Here we are again, then . . .
Publication day for Even Dogs in the Wild is here, and I’m thinking, Where did the year go?
The answer is pretty straightforward – I spent the first six months planning and writing the book. The good news is, I’m pleased with the result. As some of you will know, I took last year off, in that I didn’t write a new book. As a result, Even Dogs in the Wild came sprinting out of the traps. I had a real blast writing it, and to think it began with two ‘moments’ . . .
The first was a picture that came to my mind one night: Cafferty, standing in his living room, facing the window, while outside someone raises a handgun and aims it at him. I had no idea who this person might be, or why they’d be doing that, but I knew I had to do something with that image.
The second was a bar-room anecdote. You’ll be shocked to learn that I hear a fair number of these, but this one resonated more than most. It was the story of a suspected drug dealer in a village, who dies (of natural causes).

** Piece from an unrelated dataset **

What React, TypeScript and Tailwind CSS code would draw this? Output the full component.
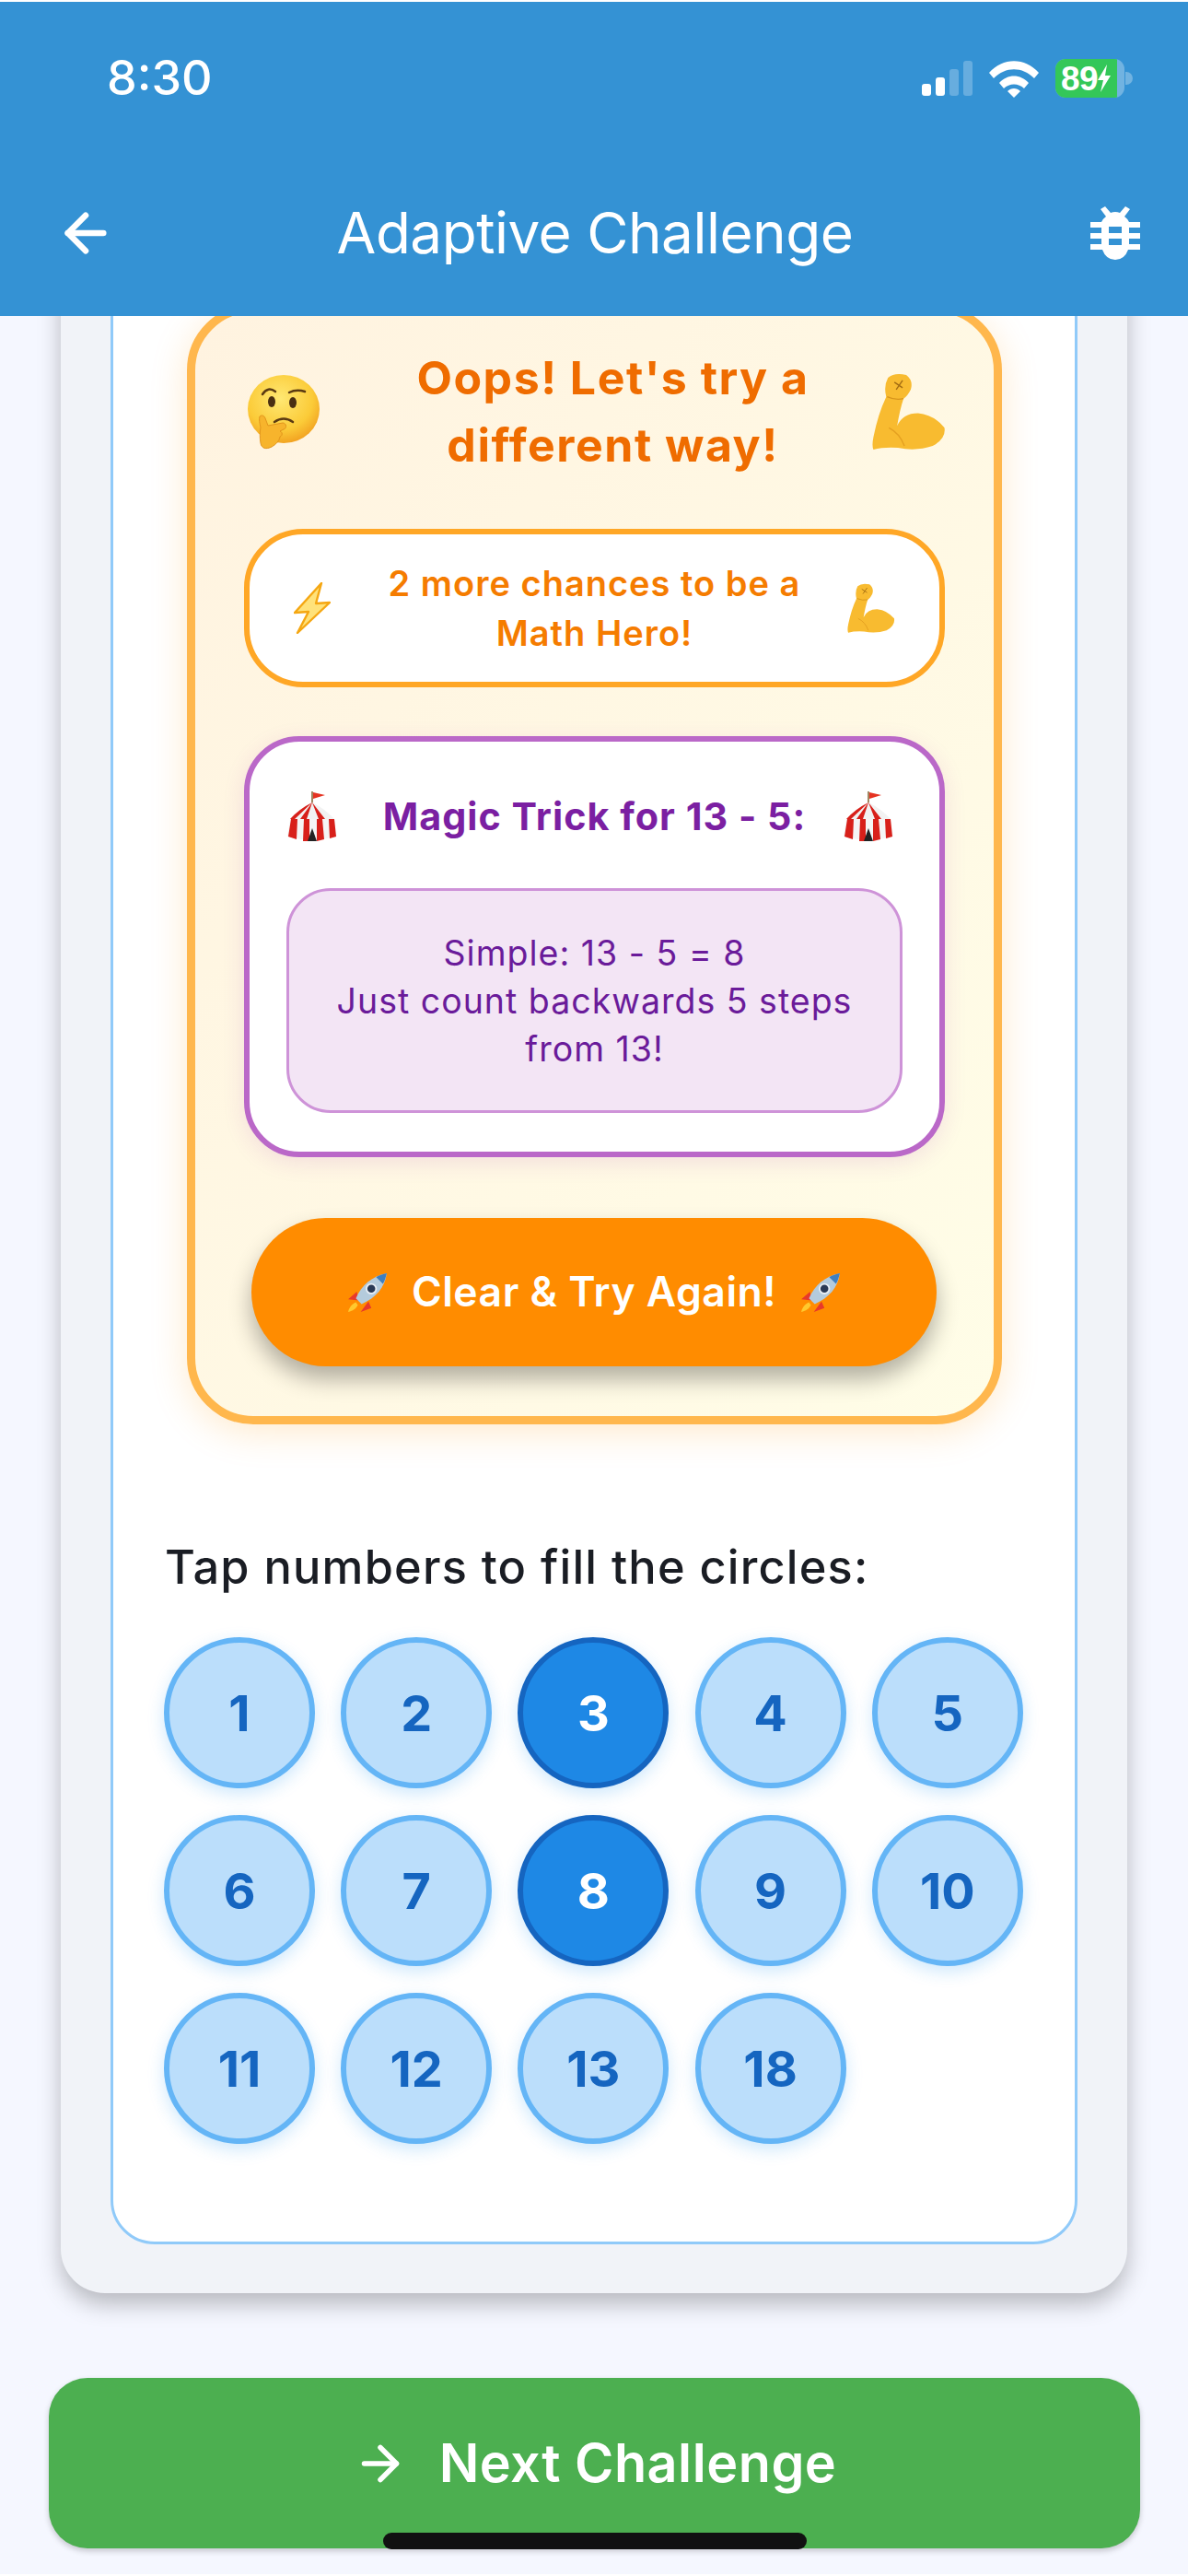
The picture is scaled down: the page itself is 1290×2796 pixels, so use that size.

There are rumours that a large stash of cash and drugs is buried somewhere in the nearby woods, which lead to a treasure hunt as interested parties pick up their shovels and start digging. I was reminded a little of Treasure Island, the novel by Robert Louis Stevenson, and wondered if it would work in Edinburgh – there’s something people want, and they converge on the city to hunt it down.
Two moments. Two pictures. That was all I needed to get me started.
But this is also, I think, a book about loyalty and family, about the baggage some parents hand down to their children. And yes, of course it’s a novel about Rebus, and Siobhan Clarke and Cafferty and Malcolm Fox. I do hope you like it, if and when you get round to reading it . . . I’ll be on tour, of course: the UK, then Canada, then the UK again and Ireland.
Towards the end of January, I’ll switch operations to the US, by which time I’m hoping I might have heard another useful anecdote, or had another glimpse of an idea.
Over the next few days, I’m going to be writing a short story for the Christmas issue of New Statesman magazine. Now here’s the thing – I’d been toiling. I’d written a few short stories during my year off, but couldn’t think what to write about for the New Statesman. Then someone used a phrase in front of me. Just two words. And those two words got the cogs turning. A day or two later, I knew what the plot of the story would be. (I’m not going to let you in on the secret just yet – I want to write the story first!) But sometimes that’s all it takes: an open ear, a bit of patience and serendipity.
This isn’t meant to be a long newsletter – I’ll save some bits and pieces for the end-of-year round-up, where as usual I’ll discuss my Albums and Books of the Year.
I hope you get the chance to come and hear me talk about Even Dogs in the Wild at one of the events on my tour. If I’m coming nowhere near you, I can only apologise and hope the future brings us closer together.